First part of our work on perception for social interaction has concentrated on measuring the physiological parameters of Valence, Arousal and Dominance using visual observation form environmental sensors as well as observation of facial expressions.

People express and feel emotions with their face. Because the face is both externally visible and the seat of emotional expression, facial expression of emotion plays a central role in social interaction between humans. Thus visual recognition of emotions from facial expressions is a core enabling technology for any effort to adapt systems for social interaction.

Constructing a technology for automatic visual recognition of emotions requires solutions to a number of hard challenges. Emotions are expressed by coordinated temporal activations of 21 different facial muscles assisted by a number of additional muscles. Activations of these muscles are visible through subtle deformations in the surface structure of the face. Unfortunately, this facial structure can be masked by facial markings, makeup, facial hair, glasses and other obstructions. The exact facial geometry, as well as the coordinated expression of muscles is unique to each individual. In additions, these deformations must be observed and measured under a large variety of illumination conditions as well as a variety of observation angles. Thus the visual recognition of emotions from facial expression remains a challenging open problem in computer vision.

Despite the difficulty of this challenge, important progress has been made in the area of automatic recognition of emotions from face expressions.
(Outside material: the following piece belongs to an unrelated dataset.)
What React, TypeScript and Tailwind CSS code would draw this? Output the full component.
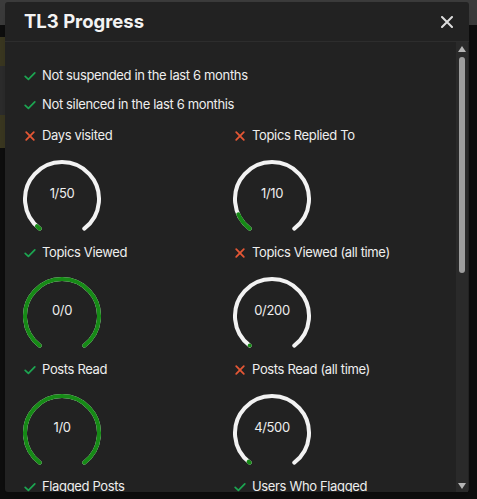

The systematic cataloging of facial muscle groups as facial action units by Ekman [38] has let a number of research groups to develop libraries of techniques for recognizing the elements of the FACS coding system [30] . Unfortunately, experiments with that system have revealed that the system is very sensitive to both illumination and viewing conditions, as well as the difficulty in interpreting the resulting activation levels as emotions. In particular, this approach requires a high-resolution image with a high signal-to-noise ratio obtained under strong ambient illumination. Such restrictions are not compatible with the mobile imaging system used on tablet computers and mobile phones that are the target of this effort.

As an alternative to detecting activation of facial action units by tracking individual face muscles, we propose to measure physiological parameters that underlie emotions with a global approach. Most human emotions can be expressed as trajectories in a three dimensional space whose features are the physiological parameters of Pleasure-Displeasure, Arousal-Passivity and Dominance-Submission. These three physiological parameters can be measured in a variety of manners including on-body accelerometers, prosody, heart-rate, head movement and global face expression.

In our work, we address the recognition of social behaviours multimodal information. These are unconscious inmate cognitive processes that are vital to human communication and interaction. Recognition of social behaviours enables anticipation and improves the quality of interaction between humans. Among social behaviours, we have focused on engagement, the expression of intention for interaction. During the engagement phase, many non-verbal signals are used to communicate the intention to engage to the partner [58] . These include posture, gaze, spatial information, gestures, and vocal cues.

For example, within the context of frail or elderly people at home, a companion robot must also be able to detect the engagement of humans in order to adapt their responses during interaction with humans to increase their acceptability. Classical approaches for engagement with robots use spatial information such as human position and speed, human-robot distance and the angle of arrival. Our believe is that uni-modal methods may be suitable for static display [59] and robots in wide space area [49] but not for home environments. In an apartment, relative spatial information of people and robot are not as discriminative as in an open space. Passing by the robot in a corridor should not lead to an engagement detection, and possible socially inappropriate behaviour by the robot.

In our experiments, we used a kompai robot from Robosoft [29] . As an alternative to wearable physiological sensors (such as pulse bracelet Cardiocam, etc.) we integrate multimodal features using a Kinect sensor (see figure 1 ). In addition of the spatial cues from the laser telemeter, one can use new multimodal features based on persons and skeletons tracking, sound localization, etc. Some of these new features are inspired from results in cognitive science domain [55] .

Figure 1. On the left image, one can see the telemeter range in red, the foot detection (blue spot) and the angle view from the Kinect (in green). the middle and right image represent RGB camera in depth view from the Kinect.

Our multimodal approach has been confronted to a robot centered dataset for multimodal social signal processing recorded in a home-like environment [36] . The evaluation on our corpus highlights its robustness and validates use of such technique in real environment. Experimental validation shows that the use of multimodal sensors gives better results than only spatial features (50% of error reduction). Our experimentations also confirm results from [55] : relative shoulder rotation, speed and facing visage are among crucial features for engagement detection.